Posted: Tue, 14 Oct 2003
There have been many cases of unauthorized changes to the ARIN database over the past year. ARIN takes each case of an unauthorized database change very seriously. During the course of this year we have amended many of our procedures and developed new ones in an effort to prevent the occurrence of unauthorized changes. We will continue to do so as long as is necessary.
Because ARINs main area of involvement in these cases revolves around inaccurate information being populated to the database, we must concentrate on researching and correcting these inaccuracies. We have a very clear set of internal business practices and rules that dictate what actions we can take, and there are a certain set of protocols that we must follow. Unfortunately, the time involved in following these procedures does not always allow for an immediate remedy to inaccuracies, but they must be followed. In following these procedures, we must also adhere to our common practices of non-disclosure to the general public.
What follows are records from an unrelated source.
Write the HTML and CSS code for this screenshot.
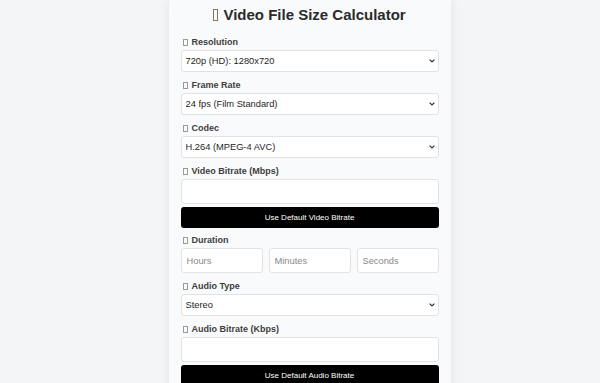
FILE: index.html
```html
<!DOCTYPE html>
<html lang="en">
<head>
    <meta charset="UTF-8">
    <meta name="viewport" content="width=device-width, initial-scale=1.0">
    <title>Video File Size Calculator</title>
    <link rel="stylesheet" href="styles.css">
</head>
<body>

<div class="page">
<div class="card">
    <h1><span class="tofu big"></span> Video File Size Calculator</h1>

    <div class="group">
        <label for="resolution"><span class="tofu"></span>Resolution</label>
        <select id="resolution">
            <option>720p (HD): 1280x720</option>
            <option>1080p (Full HD): 1920x1080</option>
            <option>4K (UHD): 3840x2160</option>
        </select>
    </div>

    <div class="group">
        <label for="fps"><span class="tofu"></span>Frame Rate</label>
        <select id="fps">
            <option>24 fps (Film Standard)</option>
            <option>30 fps</option>
            <option>60 fps</option>
        </select>
    </div>

    <div class="group">
        <label for="codec"><span class="tofu"></span>Codec</label>
        <select id="codec">
            <option>H.264 (MPEG-4 AVC)</option>
            <option>H.265 (HEVC)</option>
        </select>
    </div>

    <div class="group last">
        <label for="vbitrate"><span class="tofu"></span>Video Bitrate (Mbps)</label>
        <input type="number" id="vbitrate">
        <button class="def">Use Default Video Bitrate</button>
    </div>

    <div class="group">
        <label><span class="tofu"></span>Duration</label>
        <div class="duration">
            <input type="number" placeholder="Hours">
            <input type="number" placeholder="Minutes">
            <input type="number" placeholder="Seconds">
        </div>
    </div>

    <div class="group">
        <label for="atype"><span class="tofu"></span>Audio Type</label>
        <select id="atype">
            <option>Stereo</option>
            <option>Mono</option>
            <option>5.1 Surround</option>
        </select>
    </div>

    <div class="group">
        <label for="abitrate"><span class="tofu"></span>Audio Bitrate (Kbps)</label>
        <input type="number" id="abitrate">
        <button class="def">Use Default Audio Bitrate</button>
    </div>
</div>
</div>

</body>
</html>
```

FILE: styles.css
```css
body {
    margin: 0;
    background-color: #f4f5f7;
    font-family: "Liberation Sans", Arial, sans-serif;
    color: #333;
}

.page {
    padding-left: 19px;
}

.card {
    width: 258px;
    margin: 0 auto;
    padding: 6px 12px 20px;
    background-color: #f9fafb;
    box-shadow: 0 0 10px rgba(0, 0, 0, 0.08);
}

h1 {
    margin: 0 0 12px;
    font-size: 15px;
    line-height: 18px;
    text-align: center;
    color: #2b2b2b;
}

/* missing-glyph boxes, as the emoji show up in the screenshot */
.tofu {
    display: inline-block;
    width: 3px;
    height: 5px;
    border: 1px solid #9a9a9a;
    margin: 0 4px 0 2px;
    vertical-align: -1px;
}

.tofu.big {
    width: 3px;
    height: 10px;
    border-color: #8a7560;
    margin: 0 1px 0 0;
    vertical-align: -1px;
}

.group {
    margin-bottom: 7px;
}

.group.last {
    margin-bottom: 6px;
}

label {
    display: block;
    font-size: 9px;
    line-height: 13px;
    font-weight: bold;
    color: #3d3d3d;
    margin-bottom: 1px;
}

select,
input {
    display: block;
    width: 100%;
    box-sizing: border-box;
    font-family: "Liberation Sans", Arial, sans-serif;
    font-size: 9.3px;
    color: #1e1e1e;
    background-color: #fff;
    border: 1px solid #e3e3e3;
    border-radius: 3px;
    margin: 0;
}

select {
    height: 22px;
    padding: 0 4px;
    -webkit-appearance: none;
    appearance: none;
    background-image: url("data:image/svg+xml,%3Csvg xmlns='http://www.w3.org/2000/svg' width='6' height='4' viewBox='0 0 6 4'%3E%3Cpath d='M0.6 0.6 L3 3 L5.4 0.6' fill='none' stroke='%23333' stroke-width='1.2'/%3E%3C/svg%3E");
    background-repeat: no-repeat;
    background-position: right 3px center;
    background-size: 6px 4px;
}

input {
    height: 25px;
    padding: 0 5px;
    -moz-appearance: textfield;
}

input::-webkit-outer-spin-button,
input::-webkit-inner-spin-button {
    -webkit-appearance: none;
    margin: 0;
}

input::placeholder {
    color: #8a8a8a;
}

.duration {
    display: flex;
    gap: 6px;
}

.duration input {
    flex: 1;
    min-width: 0;
}

.def {
    display: block;
    width: 100%;
    height: 21px;
    margin-top: 3px;
    padding: 0;
    font-family: "Liberation Sans", Arial, sans-serif;
    font-size: 8px;
    color: #fff;
    background-color: #000;
    border: none;
    border-radius: 3px;
    cursor: pointer;
}
```
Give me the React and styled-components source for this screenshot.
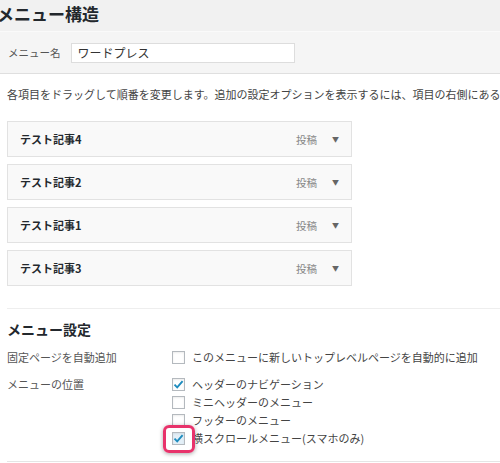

ARIN is currently cooperating with all law enforcement agencies that use their powers to obtain subpoenas or other tools available to them to obtain information from ARIN. These agencies include the US Department of Justice, the Federal Trade Commission, and state attorneys general and local district attorneys. Often they seek to obtain information related to cases where individuals have falsified their identity to make unauthorized changes to records in the ARIN database. In addition to this ongoing cooperation, which is mandated by law, ARIN will proactively report newly documented cases that come to its attention to law enforcement authorities without notice to those engaged in such activity.